Esto mismo que acabas de leer sería para ti
en la hora de la muerte como un nuevo cuchillo de dolor.
Animo, pues; ya que estáis a tiempo de
evitar muerte tan espantosa, acudid pronto al remedio, sin esperar como ocasión
oportuna la que no ha de ofrecer ninguna esperanza. No la dejéis para otro mes
ni otra semana. ¿Quién sabe si esta luz que Dios, por su misericordia., os
concede será la luz postrera, el último llamamiento que os da? Necedad es no
querer pensar en la muerte, que es segura, y de la cual depende la eternidad.
Pero aún es necedad mayor el pensar en la muerte y no prepararse para bien
morir. Haced ahora las reflexiones y resoluciones que haríais si estuvieseis en
ese trance. Lo que ahora hiciereis lo haréis con fruto, y en aquella hora será
en vano. Ahora, con esperanza de salvaros; entonces, con desconfianza de
alcanzar salvación. Al despedirse de Carlos V un gentilhombre(2) que abandonaba el mundo para dedicarse
a servir a Dios, preguntóle el emperador por qué causa dejaba la corte. Y aquél
respondió: «Es necesario para salvarse que entre la vida desordenada y la hora
de la muerte haya un espacio de penitencia.»
AFECTOS Y PETICIONES
No, Dios mío; no quiero abusar más de
vuestra misericordia. Os doy gracias por las luces con que me ilumináis ahora,
y prometo mudar de vida, conociendo que no podéis soportar ya mi ingratitud.

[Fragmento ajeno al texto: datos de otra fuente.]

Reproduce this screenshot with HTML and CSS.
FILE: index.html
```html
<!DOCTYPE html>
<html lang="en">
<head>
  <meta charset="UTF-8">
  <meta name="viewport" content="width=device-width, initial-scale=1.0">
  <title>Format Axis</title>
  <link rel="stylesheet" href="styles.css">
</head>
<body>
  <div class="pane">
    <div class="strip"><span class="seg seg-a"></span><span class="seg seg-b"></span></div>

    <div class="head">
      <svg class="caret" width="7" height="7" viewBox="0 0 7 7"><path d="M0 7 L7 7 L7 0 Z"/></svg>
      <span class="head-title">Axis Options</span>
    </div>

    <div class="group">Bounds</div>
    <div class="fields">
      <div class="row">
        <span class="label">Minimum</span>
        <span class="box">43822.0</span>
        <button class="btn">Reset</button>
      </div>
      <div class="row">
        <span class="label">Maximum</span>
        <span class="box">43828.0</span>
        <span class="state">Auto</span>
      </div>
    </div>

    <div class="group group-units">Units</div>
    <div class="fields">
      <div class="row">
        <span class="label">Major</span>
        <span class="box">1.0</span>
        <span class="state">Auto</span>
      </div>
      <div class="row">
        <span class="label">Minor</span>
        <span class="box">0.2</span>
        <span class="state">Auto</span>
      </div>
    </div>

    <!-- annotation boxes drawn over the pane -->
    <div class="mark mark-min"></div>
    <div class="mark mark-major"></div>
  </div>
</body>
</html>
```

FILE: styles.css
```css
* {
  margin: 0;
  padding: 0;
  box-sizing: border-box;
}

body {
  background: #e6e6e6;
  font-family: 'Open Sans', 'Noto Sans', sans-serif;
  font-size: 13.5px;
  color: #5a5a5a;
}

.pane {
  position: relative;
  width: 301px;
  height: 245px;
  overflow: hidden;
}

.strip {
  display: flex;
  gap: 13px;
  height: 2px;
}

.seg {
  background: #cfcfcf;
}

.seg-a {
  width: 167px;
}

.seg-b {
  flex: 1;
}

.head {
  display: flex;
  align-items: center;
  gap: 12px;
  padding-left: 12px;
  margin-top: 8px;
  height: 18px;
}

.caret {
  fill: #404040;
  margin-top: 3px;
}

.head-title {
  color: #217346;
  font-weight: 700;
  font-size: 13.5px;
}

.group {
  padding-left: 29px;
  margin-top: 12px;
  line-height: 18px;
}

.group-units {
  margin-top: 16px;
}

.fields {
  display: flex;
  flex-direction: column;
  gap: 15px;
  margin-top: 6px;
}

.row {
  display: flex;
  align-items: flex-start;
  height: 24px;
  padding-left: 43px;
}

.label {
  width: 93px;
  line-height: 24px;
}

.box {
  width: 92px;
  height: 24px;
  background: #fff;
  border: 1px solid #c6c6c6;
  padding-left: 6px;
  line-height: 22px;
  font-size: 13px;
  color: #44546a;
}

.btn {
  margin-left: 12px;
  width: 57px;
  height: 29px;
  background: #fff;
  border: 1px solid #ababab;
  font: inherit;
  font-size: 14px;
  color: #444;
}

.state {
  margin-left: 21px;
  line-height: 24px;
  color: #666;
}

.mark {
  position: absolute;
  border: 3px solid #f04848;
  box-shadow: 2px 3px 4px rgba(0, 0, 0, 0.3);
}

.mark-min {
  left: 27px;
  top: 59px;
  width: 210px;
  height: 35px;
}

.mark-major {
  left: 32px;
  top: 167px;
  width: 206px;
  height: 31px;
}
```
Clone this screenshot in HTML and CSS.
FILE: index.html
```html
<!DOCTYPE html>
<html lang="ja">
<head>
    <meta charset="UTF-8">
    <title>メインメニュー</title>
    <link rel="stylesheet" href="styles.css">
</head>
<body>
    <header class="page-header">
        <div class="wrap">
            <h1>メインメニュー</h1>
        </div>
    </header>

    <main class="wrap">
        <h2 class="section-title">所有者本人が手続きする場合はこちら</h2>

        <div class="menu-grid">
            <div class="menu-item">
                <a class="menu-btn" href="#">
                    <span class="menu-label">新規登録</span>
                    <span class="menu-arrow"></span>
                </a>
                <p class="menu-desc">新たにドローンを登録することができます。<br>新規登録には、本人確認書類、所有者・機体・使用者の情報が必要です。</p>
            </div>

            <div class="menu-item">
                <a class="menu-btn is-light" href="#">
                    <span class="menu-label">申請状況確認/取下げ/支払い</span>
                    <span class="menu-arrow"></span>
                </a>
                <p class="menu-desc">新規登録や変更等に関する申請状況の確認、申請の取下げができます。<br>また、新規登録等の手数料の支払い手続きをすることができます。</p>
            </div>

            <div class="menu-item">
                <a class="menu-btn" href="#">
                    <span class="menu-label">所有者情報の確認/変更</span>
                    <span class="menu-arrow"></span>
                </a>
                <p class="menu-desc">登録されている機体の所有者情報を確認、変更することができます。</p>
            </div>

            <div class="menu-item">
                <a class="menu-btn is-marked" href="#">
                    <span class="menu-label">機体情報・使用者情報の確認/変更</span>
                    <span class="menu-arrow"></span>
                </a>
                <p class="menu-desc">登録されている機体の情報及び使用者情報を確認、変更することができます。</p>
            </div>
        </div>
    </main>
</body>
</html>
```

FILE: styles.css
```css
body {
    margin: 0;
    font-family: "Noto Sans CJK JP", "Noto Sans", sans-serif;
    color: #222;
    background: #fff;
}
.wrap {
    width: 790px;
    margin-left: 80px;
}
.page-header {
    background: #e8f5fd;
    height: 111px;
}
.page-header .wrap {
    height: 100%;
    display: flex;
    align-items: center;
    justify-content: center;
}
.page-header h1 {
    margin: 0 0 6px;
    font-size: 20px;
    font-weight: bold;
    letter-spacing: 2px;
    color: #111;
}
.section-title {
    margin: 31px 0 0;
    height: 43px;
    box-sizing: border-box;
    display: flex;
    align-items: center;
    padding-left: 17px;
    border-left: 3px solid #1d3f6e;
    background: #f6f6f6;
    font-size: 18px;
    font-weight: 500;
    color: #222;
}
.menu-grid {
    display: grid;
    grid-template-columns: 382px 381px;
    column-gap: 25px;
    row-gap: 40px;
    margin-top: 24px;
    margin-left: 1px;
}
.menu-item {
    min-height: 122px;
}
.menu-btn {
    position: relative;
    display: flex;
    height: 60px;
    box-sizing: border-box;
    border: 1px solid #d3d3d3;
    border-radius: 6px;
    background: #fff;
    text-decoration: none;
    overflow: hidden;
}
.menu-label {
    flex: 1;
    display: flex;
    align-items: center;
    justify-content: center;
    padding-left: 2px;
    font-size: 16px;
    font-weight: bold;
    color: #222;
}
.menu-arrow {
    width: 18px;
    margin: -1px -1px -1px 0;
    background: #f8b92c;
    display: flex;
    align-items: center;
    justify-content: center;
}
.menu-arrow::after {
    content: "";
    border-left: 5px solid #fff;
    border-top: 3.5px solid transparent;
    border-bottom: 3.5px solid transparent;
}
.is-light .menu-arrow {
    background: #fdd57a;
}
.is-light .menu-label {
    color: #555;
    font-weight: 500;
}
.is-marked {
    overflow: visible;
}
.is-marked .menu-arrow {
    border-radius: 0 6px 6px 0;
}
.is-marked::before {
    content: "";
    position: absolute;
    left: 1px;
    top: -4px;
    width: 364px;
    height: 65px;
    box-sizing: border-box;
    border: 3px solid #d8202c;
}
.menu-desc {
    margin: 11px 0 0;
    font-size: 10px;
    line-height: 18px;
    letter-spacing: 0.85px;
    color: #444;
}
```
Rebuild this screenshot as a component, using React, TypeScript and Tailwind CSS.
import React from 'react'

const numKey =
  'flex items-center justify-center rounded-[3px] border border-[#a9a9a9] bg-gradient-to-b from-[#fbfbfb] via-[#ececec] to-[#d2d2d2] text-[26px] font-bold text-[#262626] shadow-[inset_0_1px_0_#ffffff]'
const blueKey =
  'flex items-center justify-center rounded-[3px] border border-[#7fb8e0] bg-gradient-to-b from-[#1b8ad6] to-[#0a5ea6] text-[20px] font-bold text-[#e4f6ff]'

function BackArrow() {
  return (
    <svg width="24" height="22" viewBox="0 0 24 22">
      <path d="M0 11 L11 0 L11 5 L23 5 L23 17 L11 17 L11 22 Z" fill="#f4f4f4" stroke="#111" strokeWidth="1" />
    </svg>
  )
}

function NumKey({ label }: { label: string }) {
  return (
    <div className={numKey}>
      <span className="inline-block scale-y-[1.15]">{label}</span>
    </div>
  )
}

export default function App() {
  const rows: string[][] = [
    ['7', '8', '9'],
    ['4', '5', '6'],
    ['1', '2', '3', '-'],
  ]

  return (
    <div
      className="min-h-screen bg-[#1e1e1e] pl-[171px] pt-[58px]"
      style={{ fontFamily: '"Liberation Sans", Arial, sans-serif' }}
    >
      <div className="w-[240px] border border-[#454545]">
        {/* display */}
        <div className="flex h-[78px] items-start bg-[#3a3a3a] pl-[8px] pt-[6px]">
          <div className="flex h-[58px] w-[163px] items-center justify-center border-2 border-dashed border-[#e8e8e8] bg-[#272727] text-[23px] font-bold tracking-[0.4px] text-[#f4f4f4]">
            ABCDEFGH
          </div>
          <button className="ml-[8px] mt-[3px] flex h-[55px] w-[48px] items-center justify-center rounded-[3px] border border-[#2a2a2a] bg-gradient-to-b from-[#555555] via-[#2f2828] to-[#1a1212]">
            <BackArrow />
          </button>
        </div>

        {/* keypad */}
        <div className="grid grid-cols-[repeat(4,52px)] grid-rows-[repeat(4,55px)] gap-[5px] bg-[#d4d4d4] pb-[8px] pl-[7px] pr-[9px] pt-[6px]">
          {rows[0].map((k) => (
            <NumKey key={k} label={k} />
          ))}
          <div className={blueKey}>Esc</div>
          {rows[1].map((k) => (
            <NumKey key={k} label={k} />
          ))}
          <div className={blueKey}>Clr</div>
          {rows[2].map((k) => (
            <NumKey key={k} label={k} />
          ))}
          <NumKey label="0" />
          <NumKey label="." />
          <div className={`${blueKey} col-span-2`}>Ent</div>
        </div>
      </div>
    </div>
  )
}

¿Habré de esperar acaso a que me enviéis al infierno, o me abandonéis a una vida
relajada, castigo mayor que la muerte misma?
A vuestros pies me postro para rogaros que
me recibáis en vuestra gracia. Harto sé que no lo merezco, pero Vos, Señor,
dijisteis: En cualquier día en que el impío se convirtiere, la impiedad no le
dañará (Ez., 33, 12). Si en lo pasado, Jesús mío, ofendí vuestra infinita
bondad, hoy me arrepiento de todo corazón, esperando que me perdonaréis. Diré
con San Anselmo: No permitáis, Señor, que se pierda mi alma por sus pecados, ya
que la redimisteis con vuestra Sangre. Ni miréis mi ingratitud, sino el amor
que os hizo morir por mí, pues aunque he perdido vuestra gracia, Vos, Señor, no
habéis perdido el poder de devolvérmela. ¡Tened compasión de mi, oh amado
Redentor mío! Perdonadme y dadme la gracia de amaros. Yo os ofrezco que sólo a
Vos he de amar. Y pues me elegisteis para otorgarme vuestro amor, yo os elijo,
oh Soberano Bien, para amaros sobre todos los bienes... Cargado con la cruz me
precedisteis; yo os seguiré con la cruz que os plazca enviarme, abrazando los trabajos
y mortificaciones que me deis. Bástame para gozo de mi espíritu el que no me
privéis de vuestra gracia.
¡María Santísima, esperanza mía, alcanzadme la
perseverancia y la gracia de amar a Dios, y nada más os pido!